After a time I roused myself from my despair. I noted that the inrushing waters had a downward flow. If I followed them, I should be certain to find human beings. I made torches of the garments that lay in the nooks, and stumbled along the marvellous cave, for how many days I know not, guided by the hiss of the tortuous waters. To the right I often lost the wall that I crept along. There were deep subcaves branching off. At last I sank down in weariness and nausea of life. My torches had given out. I had long before eaten the last of my food. I fell into a swoon, and I seemed to dream. I saw Sneekape tempted by beautiful women and agonised to find them phantoms. He was whipped and lashed as he and his countrymen had whipped and lashed the Swoonarian slaves. Phantom after phantom drew him into love-passages, till at last I saw him sink in death upon the earth.

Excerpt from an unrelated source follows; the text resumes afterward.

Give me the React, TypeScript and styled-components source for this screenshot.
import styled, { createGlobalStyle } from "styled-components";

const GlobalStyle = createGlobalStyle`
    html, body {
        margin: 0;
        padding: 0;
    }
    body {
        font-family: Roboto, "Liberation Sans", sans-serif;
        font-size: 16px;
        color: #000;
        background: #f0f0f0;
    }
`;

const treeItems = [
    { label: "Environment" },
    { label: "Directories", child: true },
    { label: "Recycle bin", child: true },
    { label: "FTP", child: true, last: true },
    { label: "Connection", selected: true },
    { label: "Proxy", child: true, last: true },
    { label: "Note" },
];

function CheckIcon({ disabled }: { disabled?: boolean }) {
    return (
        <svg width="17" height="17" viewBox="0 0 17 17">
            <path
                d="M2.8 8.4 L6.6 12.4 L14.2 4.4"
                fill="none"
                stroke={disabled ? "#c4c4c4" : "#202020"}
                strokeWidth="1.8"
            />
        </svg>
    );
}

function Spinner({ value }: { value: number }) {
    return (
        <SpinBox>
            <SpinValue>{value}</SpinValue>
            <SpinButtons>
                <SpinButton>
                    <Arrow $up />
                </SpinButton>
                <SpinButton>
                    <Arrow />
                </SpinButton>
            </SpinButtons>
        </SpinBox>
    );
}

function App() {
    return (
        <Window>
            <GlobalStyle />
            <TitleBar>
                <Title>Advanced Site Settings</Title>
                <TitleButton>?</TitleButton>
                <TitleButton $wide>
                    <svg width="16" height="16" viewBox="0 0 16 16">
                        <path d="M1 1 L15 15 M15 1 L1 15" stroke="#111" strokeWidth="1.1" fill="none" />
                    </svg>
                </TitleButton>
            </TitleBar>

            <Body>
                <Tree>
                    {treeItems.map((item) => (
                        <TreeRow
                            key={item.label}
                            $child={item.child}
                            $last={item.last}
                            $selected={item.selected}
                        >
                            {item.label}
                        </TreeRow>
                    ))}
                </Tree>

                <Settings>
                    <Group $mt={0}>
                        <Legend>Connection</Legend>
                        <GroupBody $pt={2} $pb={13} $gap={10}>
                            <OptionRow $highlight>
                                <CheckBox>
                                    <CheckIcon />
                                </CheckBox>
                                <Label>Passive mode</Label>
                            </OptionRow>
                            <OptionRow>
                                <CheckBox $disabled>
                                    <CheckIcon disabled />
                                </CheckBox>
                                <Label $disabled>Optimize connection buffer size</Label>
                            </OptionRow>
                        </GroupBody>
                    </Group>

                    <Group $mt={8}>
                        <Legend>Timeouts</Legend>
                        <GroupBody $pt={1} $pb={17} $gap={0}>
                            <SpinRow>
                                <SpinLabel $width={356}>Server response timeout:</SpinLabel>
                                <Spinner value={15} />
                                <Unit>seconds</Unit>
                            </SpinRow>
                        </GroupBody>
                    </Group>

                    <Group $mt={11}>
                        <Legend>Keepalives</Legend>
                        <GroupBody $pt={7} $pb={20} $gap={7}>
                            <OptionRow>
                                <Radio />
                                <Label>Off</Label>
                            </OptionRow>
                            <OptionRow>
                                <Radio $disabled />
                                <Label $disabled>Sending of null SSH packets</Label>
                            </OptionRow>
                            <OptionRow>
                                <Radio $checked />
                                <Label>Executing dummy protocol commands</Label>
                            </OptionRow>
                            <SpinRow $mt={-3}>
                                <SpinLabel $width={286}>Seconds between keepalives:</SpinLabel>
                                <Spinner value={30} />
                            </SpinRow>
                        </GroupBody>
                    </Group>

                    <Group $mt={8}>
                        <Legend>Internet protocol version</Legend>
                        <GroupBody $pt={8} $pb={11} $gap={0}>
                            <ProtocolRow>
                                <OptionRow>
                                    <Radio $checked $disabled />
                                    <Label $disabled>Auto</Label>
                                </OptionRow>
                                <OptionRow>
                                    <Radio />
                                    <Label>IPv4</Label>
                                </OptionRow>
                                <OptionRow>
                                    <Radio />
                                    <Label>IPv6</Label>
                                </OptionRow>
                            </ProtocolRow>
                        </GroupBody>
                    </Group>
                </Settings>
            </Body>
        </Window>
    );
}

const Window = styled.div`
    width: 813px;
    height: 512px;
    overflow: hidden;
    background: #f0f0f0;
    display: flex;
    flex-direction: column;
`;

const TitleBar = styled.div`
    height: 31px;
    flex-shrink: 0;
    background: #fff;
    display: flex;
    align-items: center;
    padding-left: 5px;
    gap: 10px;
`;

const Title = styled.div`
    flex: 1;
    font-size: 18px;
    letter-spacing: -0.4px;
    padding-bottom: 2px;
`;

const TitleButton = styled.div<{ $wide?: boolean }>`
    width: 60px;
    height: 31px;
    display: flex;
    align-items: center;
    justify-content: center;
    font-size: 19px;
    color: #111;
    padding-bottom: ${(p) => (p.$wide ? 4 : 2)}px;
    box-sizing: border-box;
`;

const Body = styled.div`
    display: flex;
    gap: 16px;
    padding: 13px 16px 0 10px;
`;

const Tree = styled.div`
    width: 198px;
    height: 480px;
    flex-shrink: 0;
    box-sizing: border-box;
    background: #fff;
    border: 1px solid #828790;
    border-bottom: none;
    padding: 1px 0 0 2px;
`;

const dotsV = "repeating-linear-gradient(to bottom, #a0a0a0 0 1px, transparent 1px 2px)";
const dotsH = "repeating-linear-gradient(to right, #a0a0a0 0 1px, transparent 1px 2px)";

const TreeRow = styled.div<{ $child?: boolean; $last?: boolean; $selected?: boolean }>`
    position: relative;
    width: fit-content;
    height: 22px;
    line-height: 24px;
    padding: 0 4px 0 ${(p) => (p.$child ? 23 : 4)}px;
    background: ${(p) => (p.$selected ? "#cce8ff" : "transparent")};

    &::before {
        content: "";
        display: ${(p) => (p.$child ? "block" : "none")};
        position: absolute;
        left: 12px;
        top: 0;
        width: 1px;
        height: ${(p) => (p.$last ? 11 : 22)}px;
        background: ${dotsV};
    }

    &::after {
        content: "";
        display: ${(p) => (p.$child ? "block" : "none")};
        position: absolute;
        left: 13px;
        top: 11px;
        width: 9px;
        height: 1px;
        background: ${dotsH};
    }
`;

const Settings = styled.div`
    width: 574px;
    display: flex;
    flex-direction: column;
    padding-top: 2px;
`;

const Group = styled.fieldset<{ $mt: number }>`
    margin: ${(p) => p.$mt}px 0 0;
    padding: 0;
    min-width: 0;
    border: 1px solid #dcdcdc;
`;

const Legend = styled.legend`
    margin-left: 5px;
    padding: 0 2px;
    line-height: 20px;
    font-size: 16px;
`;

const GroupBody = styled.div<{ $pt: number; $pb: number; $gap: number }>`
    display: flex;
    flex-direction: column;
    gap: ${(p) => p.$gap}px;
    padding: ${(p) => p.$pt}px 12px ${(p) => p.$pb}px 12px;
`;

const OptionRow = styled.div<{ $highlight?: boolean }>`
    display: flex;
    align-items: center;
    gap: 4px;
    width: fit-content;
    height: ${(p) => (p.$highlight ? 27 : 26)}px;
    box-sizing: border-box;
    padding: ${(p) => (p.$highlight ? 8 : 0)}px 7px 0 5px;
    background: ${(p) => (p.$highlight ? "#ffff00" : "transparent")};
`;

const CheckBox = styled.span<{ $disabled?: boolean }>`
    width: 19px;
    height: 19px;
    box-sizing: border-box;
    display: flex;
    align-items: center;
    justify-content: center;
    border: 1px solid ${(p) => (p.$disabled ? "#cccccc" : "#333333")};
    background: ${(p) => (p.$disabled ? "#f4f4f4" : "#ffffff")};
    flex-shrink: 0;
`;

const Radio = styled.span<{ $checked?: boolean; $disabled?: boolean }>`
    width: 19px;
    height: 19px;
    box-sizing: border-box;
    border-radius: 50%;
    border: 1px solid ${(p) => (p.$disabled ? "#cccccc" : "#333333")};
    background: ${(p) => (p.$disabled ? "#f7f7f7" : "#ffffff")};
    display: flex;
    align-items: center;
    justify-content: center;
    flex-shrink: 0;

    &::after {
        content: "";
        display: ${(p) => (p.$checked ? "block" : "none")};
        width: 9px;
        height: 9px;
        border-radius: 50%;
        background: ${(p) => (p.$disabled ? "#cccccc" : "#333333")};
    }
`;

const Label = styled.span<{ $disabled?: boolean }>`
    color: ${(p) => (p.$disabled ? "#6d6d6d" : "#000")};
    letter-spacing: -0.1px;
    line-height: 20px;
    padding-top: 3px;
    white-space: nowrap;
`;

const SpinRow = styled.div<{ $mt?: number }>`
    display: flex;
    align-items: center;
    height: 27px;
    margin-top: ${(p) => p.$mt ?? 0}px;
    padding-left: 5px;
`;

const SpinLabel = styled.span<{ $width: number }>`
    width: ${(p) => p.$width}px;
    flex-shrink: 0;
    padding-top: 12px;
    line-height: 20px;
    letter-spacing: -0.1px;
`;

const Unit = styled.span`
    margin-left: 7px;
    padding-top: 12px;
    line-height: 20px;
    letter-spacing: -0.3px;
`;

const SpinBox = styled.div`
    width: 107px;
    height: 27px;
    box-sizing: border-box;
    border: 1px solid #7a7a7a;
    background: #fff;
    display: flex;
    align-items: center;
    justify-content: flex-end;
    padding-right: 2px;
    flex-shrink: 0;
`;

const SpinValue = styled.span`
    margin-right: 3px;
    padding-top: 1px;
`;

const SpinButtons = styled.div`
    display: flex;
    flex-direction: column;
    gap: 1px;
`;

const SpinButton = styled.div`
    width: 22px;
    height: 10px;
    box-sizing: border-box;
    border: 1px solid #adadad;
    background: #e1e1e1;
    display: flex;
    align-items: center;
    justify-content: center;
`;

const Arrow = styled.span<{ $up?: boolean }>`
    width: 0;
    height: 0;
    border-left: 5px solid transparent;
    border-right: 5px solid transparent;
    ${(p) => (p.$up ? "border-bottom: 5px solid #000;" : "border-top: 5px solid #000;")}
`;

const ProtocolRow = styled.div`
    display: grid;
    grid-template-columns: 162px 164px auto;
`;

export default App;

He had died of his own special passion.
It was no dream at all, for my rescuer appeared and interpreted to me the scenes I had just witnessed. They never killed any of these cruel tyrants who had done them so many wrongs; they only let them feel what they had been, and allowed them to die of surfeit of their own passions. It was worth the trouble, to make them agonise through the dreary fate of their victims and meet the natural result of their own vices. To kill them off would be too merciful. The method of nature was more just, to make their own sins punish them.

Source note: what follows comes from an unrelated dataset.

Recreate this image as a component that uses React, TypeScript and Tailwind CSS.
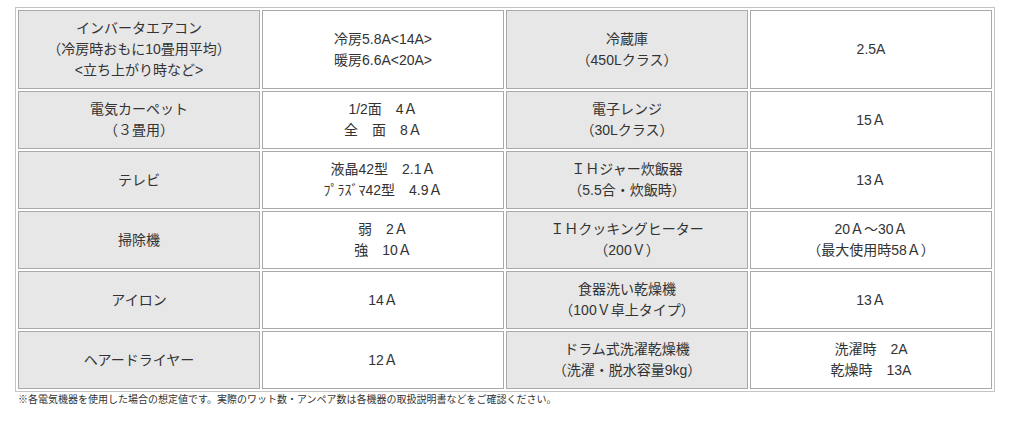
type Row = [string[], string[], string[], string[]];

const rows: Row[] = [
  [
    ['インバータエアコン', '（冷房時おもに10畳用平均）', '<立ち上がり時など>'],
    ['冷房5.8A<14A>', '暖房6.6A<20A>'],
    ['冷蔵庫', '（450Lクラス）'],
    ['2.5A'],
  ],
  [
    ['電気カーペット', '（３畳用）'],
    ['1/2面　4Ａ', '全　面　8Ａ'],
    ['電子レンジ', '（30Lクラス）'],
    ['15Ａ'],
  ],
  [
    ['テレビ'],
    ['液晶42型　2.1Ａ', 'ﾌﾟﾗｽﾞﾏ42型　4.9Ａ'],
    ['ＩＨジャー炊飯器', '（5.5合・炊飯時）'],
    ['13Ａ'],
  ],
  [
    ['掃除機'],
    ['弱　2Ａ', '強　10Ａ'],
    ['ＩＨクッキングヒーター', '（200Ｖ）'],
    ['20Ａ～30Ａ', '（最大使用時58Ａ）'],
  ],
  [
    ['アイロン'],
    ['14Ａ'],
    ['食器洗い乾燥機', '（100Ｖ卓上タイプ）'],
    ['13Ａ'],
  ],
  [
    ['ヘアードライヤー'],
    ['12Ａ'],
    ['ドラム式洗濯乾燥機', '（洗濯・脱水容量9kg）'],
    ['洗濯時　2A', '乾燥時　13A'],
  ],
];

function Cell({ lines, head }: { lines: string[]; head?: boolean }) {
  return (
    <td
      className={`w-[242px] border border-[#a9a9a9] px-2 py-[7px] text-center align-middle ${
        head ? 'bg-[#e7e7e7]' : 'bg-white'
      }`}
    >
      {lines.map((l, i) => (
        <div key={i} className="whitespace-pre">
          {l}
        </div>
      ))}
    </td>
  );
}

export default function App() {
  return (
    <div className="min-h-[426px] bg-white pl-[15px] pt-[7px] font-['Liberation_Sans','Noto_Sans_CJK_JP',sans-serif] text-[#333]">
      <table className="w-[980px] table-fixed border-separate border-spacing-[2px] border border-[#c4c4c4] text-[14px] leading-[21px]">
        <tbody>
          {rows.map((r, i) => (
            <tr key={i}>
              <Cell lines={r[0]} head />
              <Cell lines={r[1]} />
              <Cell lines={r[2]} head />
              <Cell lines={r[3]} />
            </tr>
          ))}
        </tbody>
      </table>
      <p className="mt-[2px] pl-[3px] text-[10px] leading-[12px] text-[#333]">
        ※各電気機器を使用した場合の想定値です。実際のワット数・アンペア数は各機器の取扱説明書などをご確認ください。
      </p>
    </div>
  );
}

They were about to apply a quicker solvent to these obstructives of the progress of man. They had the germs of all the diseases that attacked their vices, and every Swoonarian woman was to be armed with capsules of them, and whenever any one of the licentious tyrants approached her with unjust or salacious intent in his mind, a capsule was, with its sharp point, to effect a slight scratch on his body and, broken, to pour its contents into the wound. The Swoonarian men were escaping by means of seeming suicide. They plunged into what the Figlefians thought a boiling caldron in their burning mountain Nookoo. But there was a cool space in it, and it was into this that they dived and came up in the cave.

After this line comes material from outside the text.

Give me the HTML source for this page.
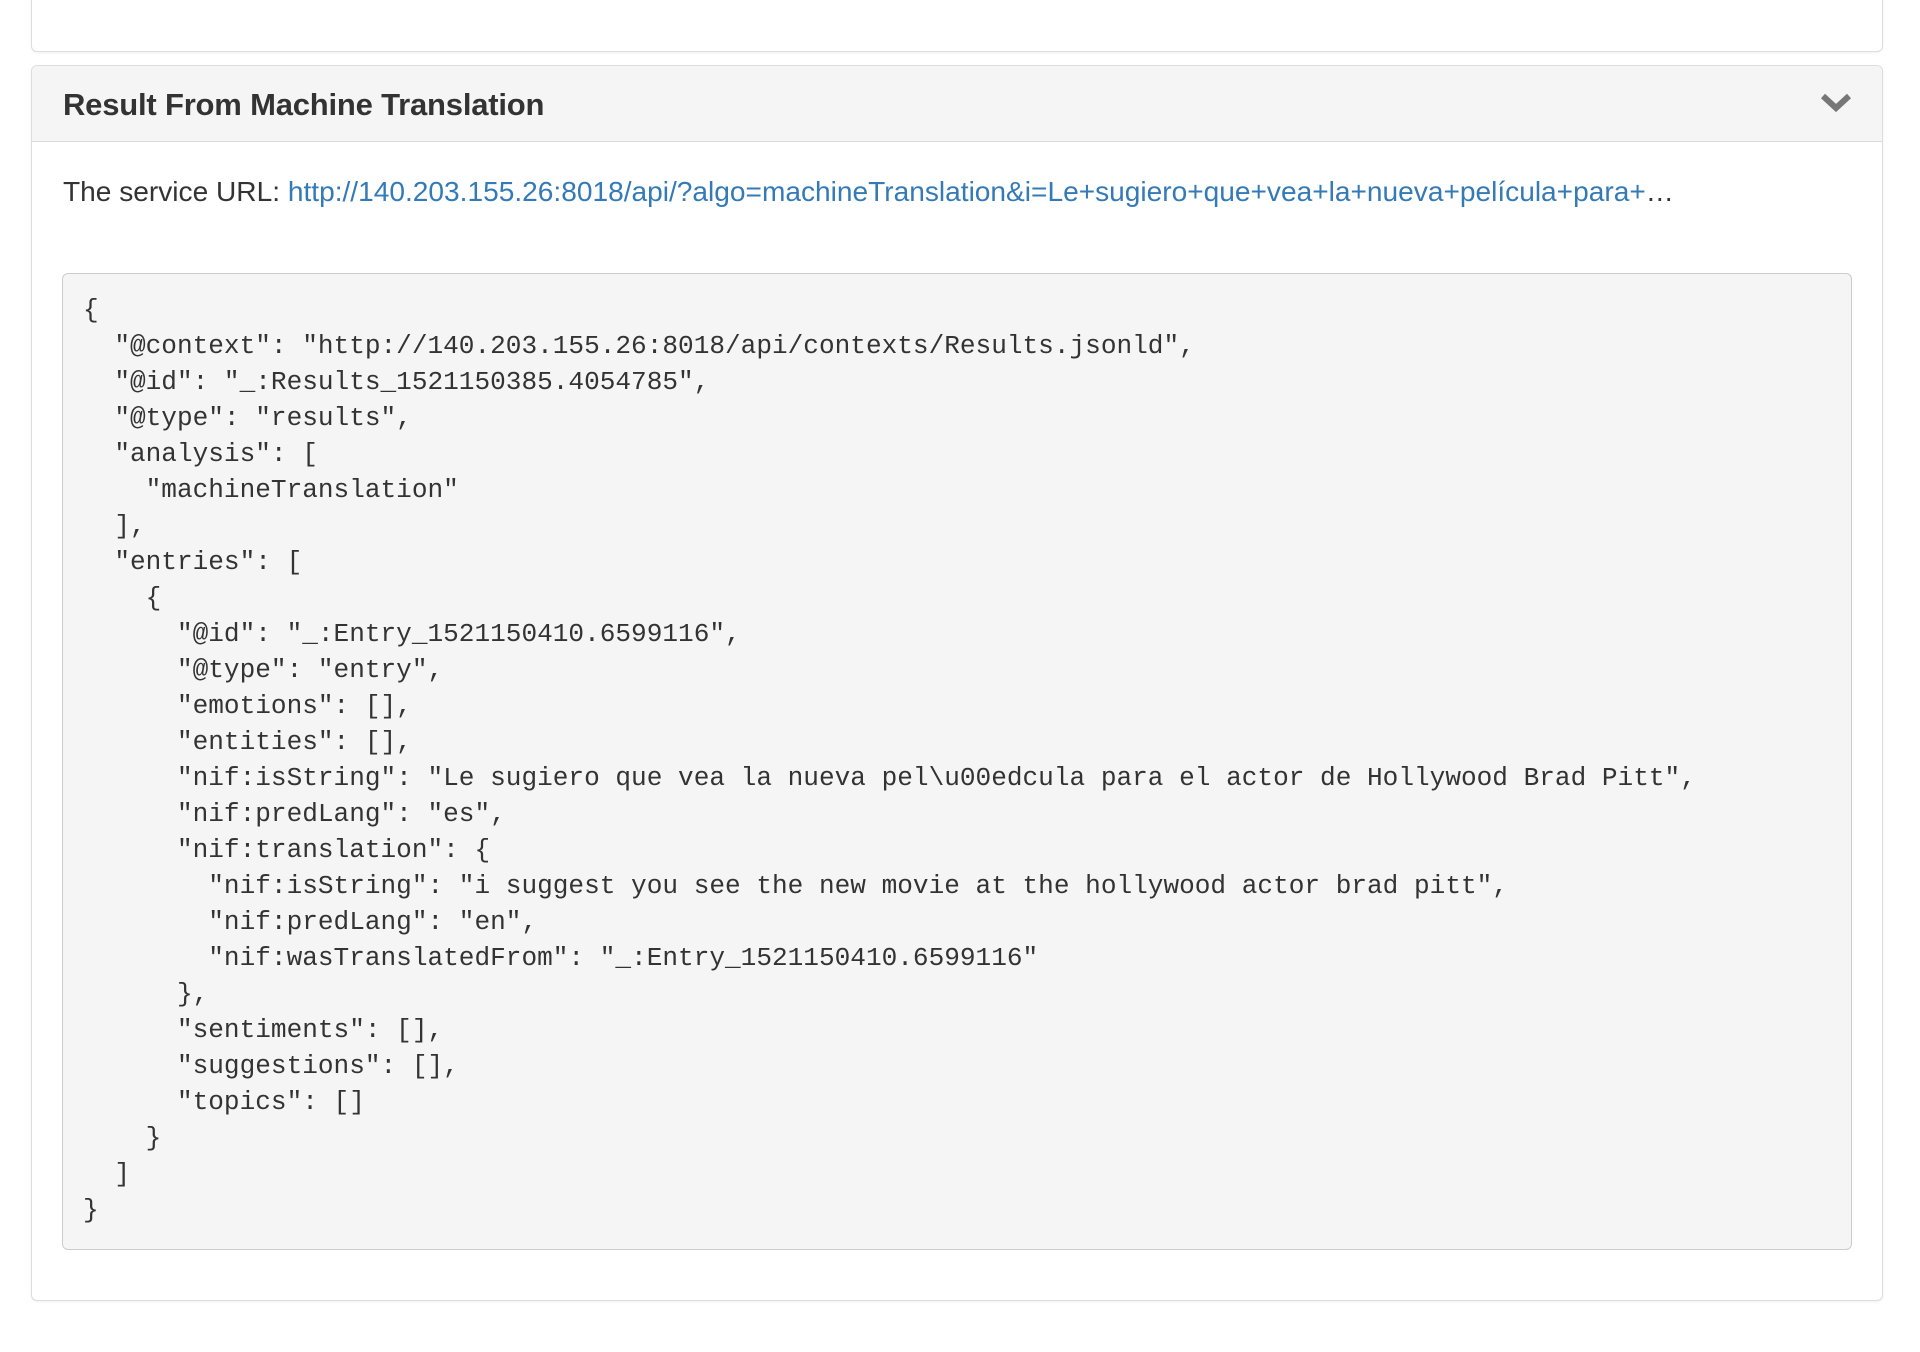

My rescuer had pleaded with his fellow-conspirators for my life and on oath that I would never divulge their secret I was given up to him. He blindfolded me and led me by a rough and devious path, that zigzagged and circled round in the most bewildering way. Then was I conscious of being enclosed in something that seemed a coffin. I dared not rebel; and in fact I fully trusted the good faith of my rescuer. I soon felt myself hurled as if through the air and my strange enclosure plunge as if into water. For a few moments I had the sensation of stifling, and then I felt a rush of briny air into my lungs; there was buoyancy about my cell, and before long it moved along the surface of water and struck land. I heard the voice of my guide again; the lid of my coffin was unlocked, and I knew that I was standing on the earth in the sweet air of heaven once more. Many a mile, it seemed to me, was I led up and down, but at last we sat, and food was supplied to me. Again we started forth on our rough journey. I was led down to a sandy beach; I knew by the sound of the rippling waves and by the soft pliancy of that on which I walked. I heard men’s voices and the sound of paddles. I was lifted into a canoe, and my rescuer whispered in my ear farewell. I sought his hand, and pressed it in token of gratitude. When the band was removed from my eyes, I was on board my own yacht, and the dawn was breaking in the east.